§ **EXERCISE DESCRIPTION**
Find all lines in the records that include the word "this", and copy them out.

§ **EXCERPTED DATA**
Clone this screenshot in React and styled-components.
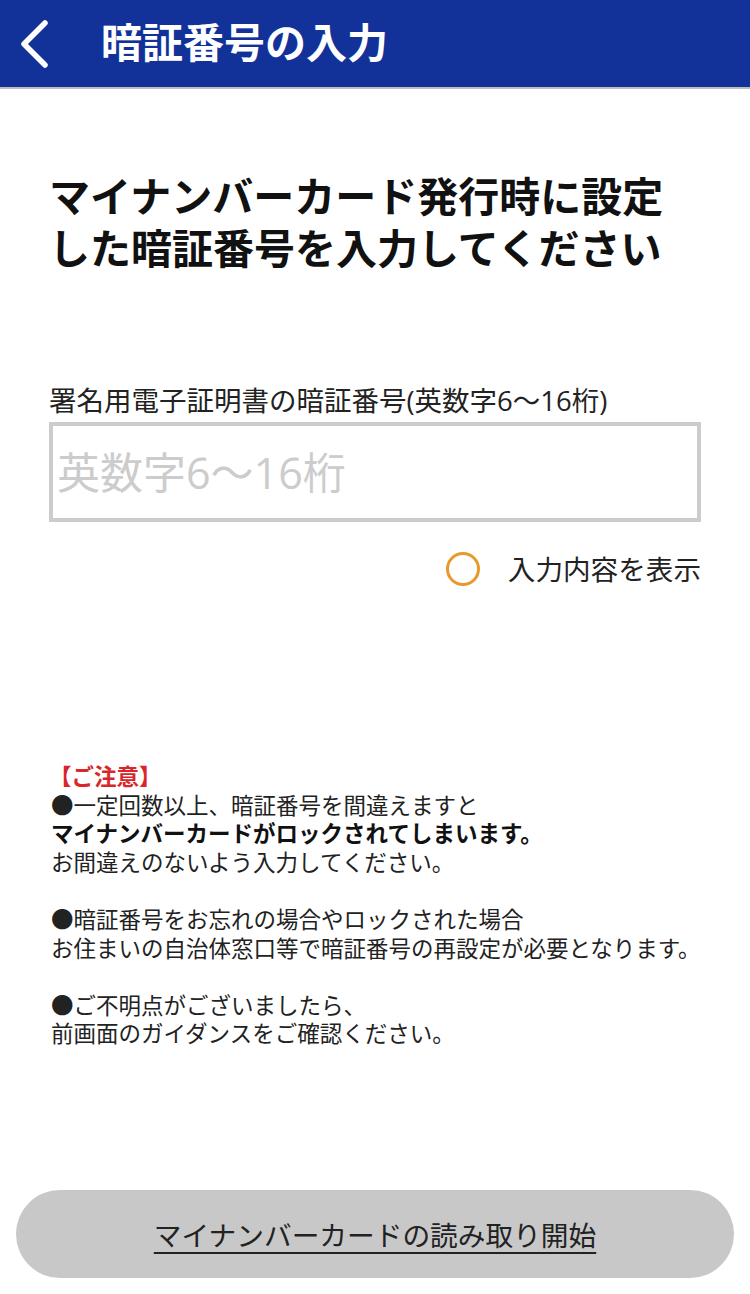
import React, { useState } from "react";
import styled, { createGlobalStyle } from "styled-components";

const GlobalStyle = createGlobalStyle`
  html, body {
    margin: 0;
    padding: 0;
    background: #fff;
    font-family: "Open Sans", "Noto Sans CJK JP", sans-serif;
    color: #111;
  }
  * { box-sizing: border-box; }
`;

const Page = styled.div`
  display: flex;
  flex-direction: column;
  min-height: 1294px;
`;

const Header = styled.header`
  height: 89px;
  background: #12329a;
  border-bottom: 2px solid #bdbdbd;
  display: flex;
  align-items: center;
  padding-left: 14px;
`;

const BackButton = styled.button`
  width: 40px;
  height: 56px;
  padding: 0;
  border: none;
  background: transparent;
  display: flex;
  align-items: center;
  justify-content: center;
  cursor: pointer;
`;

const Title = styled.h1`
  margin: 0 0 2px 47px;
  color: #fff;
  font-size: 41px;
  font-weight: 700;
  line-height: 1;
`;

const Body = styled.main`
  flex: 1;
  display: flex;
  flex-direction: column;
  padding: 81px 49px 0 49px;
`;

const Lead = styled.h2`
  margin: 0;
  font-size: 41px;
  line-height: 52px;
  font-weight: 700;
  color: #111;
`;

const Label = styled.label`
  display: block;
  margin-top: 110px;
  font-size: 27.5px;
  line-height: 34px;
  color: #222;
`;

const PinInput = styled.input`
  margin-top: 4px;
  width: 652px;
  height: 100px;
  border: 4px solid #cccccc;
  border-radius: 0;
  padding: 0 4px;
  font-family: inherit;
  font-size: 43px;
  color: #222;
  outline: none;
  &::placeholder {
    color: #cccccc;
  }
`;

const ToggleRow = styled.label`
  margin-top: 30px;
  align-self: flex-end;
  display: flex;
  align-items: center;
  gap: 28px;
  font-size: 27.6px;
  line-height: 34px;
  color: #222;
  cursor: pointer;
`;

const Radio = styled.span`
  width: 34px;
  height: 34px;
  border-radius: 50%;
  border: 3px solid #e8992c;
  background: ${(p) => (p.$on ? "radial-gradient(#e8992c 45%, transparent 48%)" : "transparent")};
`;

const Notice = styled.div`
  margin-top: 177px;
  padding-left: 2px;
  font-size: 22.5px;
  line-height: 28.6px;
  color: #222;
`;

const NoticeTitle = styled.div`
  color: #d9262a;
  font-weight: 700;
  margin-left: -2px;
`;

const Para = styled.p`
  margin: 0 0 28.6px;
`;

const Strong = styled.strong`
  font-weight: 700;
  color: #111;
`;

const Footer = styled.footer`
  padding: 0 16px 16px;
  margin-top: auto;
`;

const StartButton = styled.button`
  width: 100%;
  height: 88px;
  border: none;
  border-radius: 44px;
  background: #c8c8c8;
  font-family: inherit;
  font-size: 27.7px;
  color: #222;
  text-decoration: underline;
  text-underline-offset: 6px;
  text-decoration-thickness: 2px;
  cursor: pointer;
`;

export default function App() {
  const [show, setShow] = useState(false);

  return (
    <Page>
      <GlobalStyle />
      <Header>
        <BackButton aria-label="戻る">
          <svg width="32" height="50" viewBox="0 0 32 50">
            <path
              d="M27 4 L6 25 L27 46"
              fill="none"
              stroke="#fff"
              strokeWidth="5.5"
              strokeLinecap="round"
              strokeLinejoin="round"
            />
          </svg>
        </BackButton>
        <Title>暗証番号の入力</Title>
      </Header>

      <Body>
        <Lead>
          マイナンバーカード発行時に設定
          <br />
          した暗証番号を入力してください
        </Lead>

        <Label htmlFor="pin">署名用電子証明書の暗証番号(英数字6〜16桁)</Label>
        <PinInput
          id="pin"
          type={show ? "text" : "password"}
          placeholder="英数字6〜16桁"
        />

        <ToggleRow onClick={() => setShow(!show)}>
          <Radio $on={show} />
          入力内容を表示
        </ToggleRow>

        <Notice>
          <NoticeTitle>【ご注意】</NoticeTitle>
          <Para>
            ●一定回数以上、暗証番号を間違えますと
            <br />
            <Strong>マイナンバーカードがロックされてしまいます。</Strong>
            <br />
            お間違えのないよう入力してください。
          </Para>
          <Para>
            ●暗証番号をお忘れの場合やロックされた場合
            <br />
            お住まいの自治体窓口等で暗証番号の再設定が必要となります。
          </Para>
          <Para>
            ●ご不明点がございましたら、
            <br />
            前画面のガイダンスをご確認ください。
          </Para>
        </Notice>
      </Body>

      <Footer>
        <StartButton>マイナンバーカードの読み取り開始</StartButton>
      </Footer>
    </Page>
  );
}
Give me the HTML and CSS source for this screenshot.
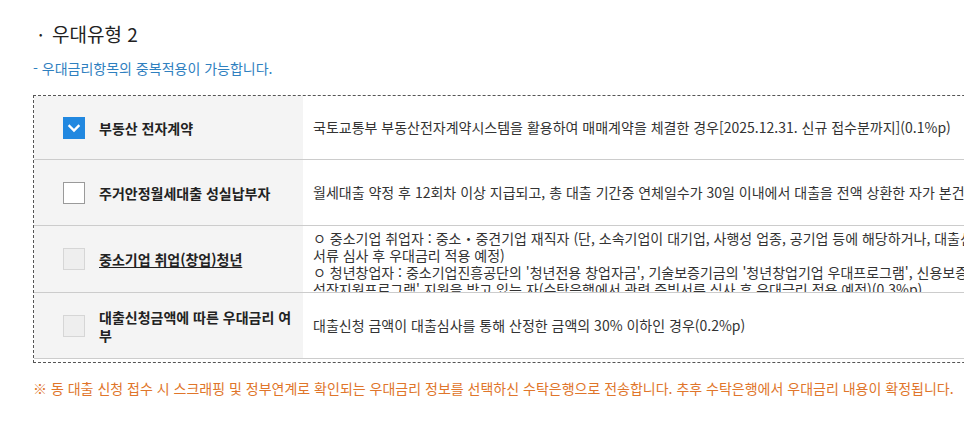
FILE: index.html
```html
<!DOCTYPE html>
<html lang="ko">
<head>
<meta charset="utf-8">
<title>우대유형 2</title>
<link rel="stylesheet" href="styles.css">
</head>
<body>
<div class="page">
  <h2 class="title"><span class="dot">•</span>우대유형 2</h2>
  <p class="sub">- 우대금리항목의 중복적용이 가능합니다.</p>
  <div class="box">
    <div class="row row-first">
      <div class="lab">
        <span class="cb cb-on"><svg viewBox="0 0 22 22" width="22" height="22"><path d="M6.5 9 L11 13.5 L15.5 9" fill="none" stroke="#fff" stroke-width="2.4" stroke-linecap="square"/></svg></span>
        <span class="name">부동산 전자계약</span>
      </div>
      <div class="desc"><span class="line">국토교통부 부동산전자계약시스템을 활용하여 매매계약을 체결한 경우[2025.12.31. 신규 접수분까지](0.1%p)</span></div>
    </div>
    <div class="row">
      <div class="lab">
        <span class="cb"></span>
        <span class="name">주거안정월세대출 성실납부자</span>
      </div>
      <div class="desc"><span class="line">월세대출 약정 후 12회차 이상 지급되고, 총 대출 기간중 연체일수가 30일 이내에서 대출을 전액 상환한 자가 본건 대출을 신청하는 경우(0.2%p)</span></div>
    </div>
    <div class="row row-tall">
      <div class="lab">
        <span class="cb cb-off"></span>
        <span class="name name-link">중소기업 취업(창업)청년</span>
      </div>
      <div class="desc desc-multi">
        <span class="line">ㅇ 중소기업 취업자 : 중소・중견기업 재직자 (단, 소속기업이 대기업, 사행성 업종, 공기업 등에 해당하거나, 대출신청인이 대표자인 경우 제외, 수탁은행에서 관련 증빙</span>
        <span class="line">서류 심사 후 우대금리 적용 예정)</span>
        <span class="line">ㅇ 청년창업자 : 중소기업진흥공단의 '청년전용 창업자금', 기술보증기금의 '청년창업기업 우대프로그램', 신용보증재단의 '청년창업 특례보증' 등 정부의 청년창업</span>
        <span class="line">성장지원프로그램' 지원을 받고 있는 자(수탁은행에서 관련 증빙서류 심사 후 우대금리 적용 예정)(0.3%p)</span>
      </div>
    </div>
    <div class="row">
      <div class="lab">
        <span class="cb cb-off"></span>
        <span class="name name-wrap">대출신청금액에 따른 우대금리 여부</span>
      </div>
      <div class="desc"><span class="line">대출신청 금액이 대출심사를 통해 산정한 금액의 30% 이하인 경우(0.2%p)</span></div>
    </div>
  </div>
  <p class="note">※ 동 대출 신청 접수 시 스크래핑 및 정부연계로 확인되는 우대금리 정보를 선택하신 수탁은행으로 전송합니다. 추후 수탁은행에서 우대금리 내용이 확정됩니다.</p>
</div>
</body>
</html>
```

FILE: styles.css
```css
html, body {
  margin: 0;
  padding: 0;
  background: #fff;
  overflow: hidden;
}
body {
  font-family: "Noto Sans CJK KR", "Noto Sans", sans-serif;
  color: #333;
  width: 964px;
}
.page {
  padding: 21px 0 0 33px;
}
.title {
  margin: 0;
  font-size: 19px;
  font-weight: 400;
  line-height: 26px;
  color: #222;
  display: flex;
  align-items: center;
}
.dot {
  font-size: 10px;
  width: 19px;
  padding-left: 6px;
  box-sizing: border-box;
}
.sub {
  margin: 12px 0 0 0;
  font-size: 14px;
  line-height: 18px;
  color: #2f80bf;
}
.box {
  margin-top: 18px;
  width: 1100px;
  border: 1px dashed #555;
  padding-bottom: 3px;
}
.row {
  display: flex;
  height: 65px;
  border-bottom: 1px solid #cccccc;
}
.row-first { height: 63px; }
.row-tall { height: 66px; }
.lab {
  width: 269px;
  flex: none;
  background: #f4f4f4;
  display: flex;
  align-items: center;
  padding-left: 29px;
  box-sizing: border-box;
  gap: 14px;
}
.cb {
  flex: none;
  width: 22px;
  height: 22px;
  box-sizing: border-box;
  border: 1px solid #9a9a9a;
  background: #fff;
  display: block;
}
.cb svg { display: block; }
.cb-on {
  background: #2188e0;
  border: none;
}
.cb-off {
  background: #eeeeee;
  border: 1px solid #d6d6d6;
}
.name {
  font-size: 14px;
  font-weight: 700;
  color: #222;
  line-height: 18px;
}
.name-link {
  text-decoration: underline;
  text-underline-offset: 2px;
}
.name-wrap {
  width: 196px;
}
.desc {
  flex: 1;
  display: flex;
  flex-direction: column;
  justify-content: center;
  padding-left: 10px;
  font-size: 14px;
  line-height: 17px;
  color: #333;
  overflow: hidden;
}
.desc-multi {
  justify-content: flex-start;
  padding-top: 4px;
}
.line {
  white-space: nowrap;
  display: block;
}
.note {
  margin: 16px 0 0 0;
  font-size: 14px;
  line-height: 18px;
  color: #e0752a;
  white-space: nowrap;
}
```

§ **FULL SOLUTION**
Clone this screenshot in React and styled-components.
Give me the HTML and CSS source for this screenshot.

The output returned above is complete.